Sleepwalking into nuclear Armageddon By Dr Zafar Nawaz Jaspal

Sleepwalking into nuclear Armageddon By Dr Zafar Nawaz Jaspal

THE increasing global salience of nuclear weapons entailing expansion and diversification of nuclear arsenals at a breakneck pace alarms the demise of arms control and cracks in the non-proliferation regime. Besides, the craze for nukes discredits the international movement committed to seeking the peace and security of a world without nuclear weapons. Indeed, the unleashing of a nuclear arms race is alarming in the contemporary transforming international strategic environment. Are the nuclear-armed states sleepwalking into nuclear Armageddon?
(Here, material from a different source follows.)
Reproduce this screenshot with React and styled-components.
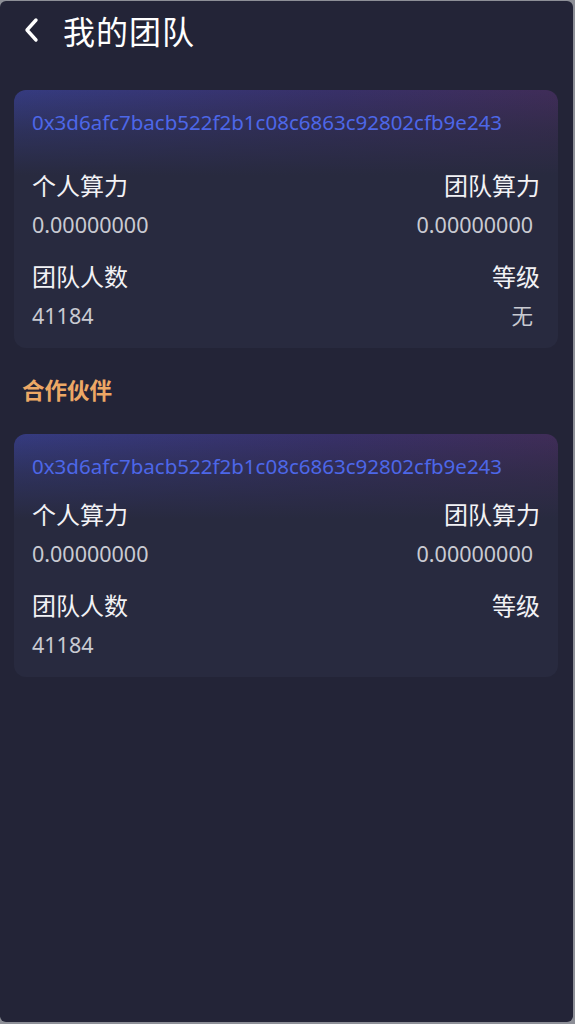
import React from 'react';
import styled, { createGlobalStyle } from 'styled-components';

const GlobalStyle = createGlobalStyle`
  html, body {
    margin: 0;
    padding: 0;
    background: #8d8f97;
  }
  * {
    box-sizing: border-box;
  }
`;

const Page = styled.div`
  width: 573px;
  height: 1021px;
  margin-top: 1px;
  background: #232437;
  border-radius: 6px;
  overflow: hidden;
  font-family: "Noto Sans", "Noto Sans CJK SC", sans-serif;
`;

const Header = styled.div`
  display: flex;
  align-items: center;
  height: 58px;
  padding-left: 22px;
  color: #ffffff;
`;

const BackIcon = styled.svg`
  width: 22px;
  height: 26px;
  margin-right: 19px;
`;

const Title = styled.div`
  font-family: "Noto Sans CJK SC", sans-serif;
  font-size: 32px;
  line-height: 40px;
  letter-spacing: 1px;
`;

const Content = styled.div`
  padding: 31px 15px 0 14px;
`;

const Card = styled.div`
  border-radius: 12px;
  padding: 19px 18px 18px 18px;
  background:
    linear-gradient(180deg, rgba(40, 42, 63, 0) 0px, rgba(40, 42, 63, 0.55) 40px, #282a3f 85px),
    linear-gradient(100deg, #353b80 0%, #383068 55%, #412c55 100%);
`;

const Address = styled.div`
  font-size: 20.5px;
  line-height: 26px;
  color: #4d67e8;
  margin-bottom: ${p => (p.$tight ? '19px' : '34px')};
`;

const Stats = styled.div`
  display: grid;
  grid-template-columns: 1fr 1fr;
  row-gap: 21px;
`;

const Stat = styled.div`
  display: flex;
  flex-direction: column;
  align-items: ${p => (p.$right ? 'flex-end' : 'flex-start')};
`;

const Label = styled.div`
  font-family: "Noto Sans CJK SC", sans-serif;
  font-size: 24px;
  line-height: 32px;
  color: #f2f2f5;
`;

const Value = styled.div`
  margin-top: 10px;
  font-size: 21.5px;
  line-height: 28px;
  height: 28px;
  color: #c9cad2;
  padding-right: ${p => (p.$right ? '7px' : '0')};
  font-family: "Noto Sans", "Noto Sans CJK SC", sans-serif;
`;

const Section = styled.div`
  margin: 26px 0 30px 8px;
  font-family: "Noto Sans CJK SC", sans-serif;
  font-weight: 700;
  font-size: 22.5px;
  line-height: 30px;
  color: #eda865;
`;

const members = [
  {
    address: '0x3d6afc7bacb522f2b1c08c6863c92802cfb9e243',
    personal: '0.00000000',
    team: '0.00000000',
    count: '41184',
    level: '无',
  },
];

const partners = [
  {
    address: '0x3d6afc7bacb522f2b1c08c6863c92802cfb9e243',
    personal: '0.00000000',
    team: '0.00000000',
    count: '41184',
    level: '',
  },
];

function InfoCard({ data, tight }) {
  return (
    <Card>
      <Address $tight={tight}>{data.address}</Address>
      <Stats>
        <Stat>
          <Label>个人算力</Label>
          <Value>{data.personal}</Value>
        </Stat>
        <Stat $right>
          <Label>团队算力</Label>
          <Value $right>{data.team}</Value>
        </Stat>
        <Stat>
          <Label>团队人数</Label>
          <Value>{data.count}</Value>
        </Stat>
        <Stat $right>
          <Label>等级</Label>
          <Value $right>{data.level}</Value>
        </Stat>
      </Stats>
    </Card>
  );
}

export default function App() {
  return (
    <>
      <GlobalStyle />
      <Page>
        <Header>
          <BackIcon viewBox="0 0 22 26">
            <polyline points="14,3 5,13 14,23" fill="none" stroke="#ffffff" strokeWidth="3.4" strokeLinecap="round" strokeLinejoin="round" />
          </BackIcon>
          <Title>我的团队</Title>
        </Header>
        <Content>
          {members.map((m, i) => <InfoCard key={i} data={m} />)}
          <Section>合作伙伴</Section>
          {partners.map((m, i) => <InfoCard key={i} data={m} tight />)}
        </Content>
      </Page>
    </>
  );
}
Stockholm International Peace Research Institute (SIPRI) reported last month that all nine nuclear-armed countries, the US, UK, Russia, France, China, India, Pakistan, North Korea and Israel, are modernizing their arsenals. Accordingly, the total number of nuclear warheads is estimated at 12,121, with 9,585 of these in military stockpiles ready for potential use and 3904 of these warheads were deployed with operational forces. About 2,100 warheads are maintained in a state of high operational alert on ballistic missiles, primarily by Russia and the United States. It means these nuclear weapons remain on hair-trigger alert, ready to be fired.

India, Israel, North Korea and Pakistan—non-Non-Proliferation of Nuclear Weapons (NPT) member nuclear weapon states—appear to be increasing the size of their nuclear weapon inventories. Still, the issue of their nuclear weapons deployment is debatable. Except for Pakistan and Israel, the remaining members of the nuclear club are deploying new nuclear-capable weapon systems. Pakistan’s full spectrum deterrence posture’ denotes the possession of ‘strategic, operational and tactical’ nuclear weapons with a wide range of yields, which could be used against a full spectrum of targets’ in India, including counter value, counterforce and battlefield targets.

India had deployed its nuclear assets at sea during the India-Pakistan post-Pulwama military standoff. According to the SIPRI report, New Delhi might mated some warheads with launchers in peacetime but the report is not clear on the issue of India’s nuclear weapons deployment. However, India’s placing missiles in canisters and mating warheads with their launchers signify that New Delhi has transitioned towards a counterforce nuclear posture to target an adversary’s nuclear weapons earlier in a crisis, even before they (e.g., China and Pakistan) could be used. It confirms that India does not have a no-first-use (NFU) doctrine and reserves the right to use nuclear weapons first in wartime.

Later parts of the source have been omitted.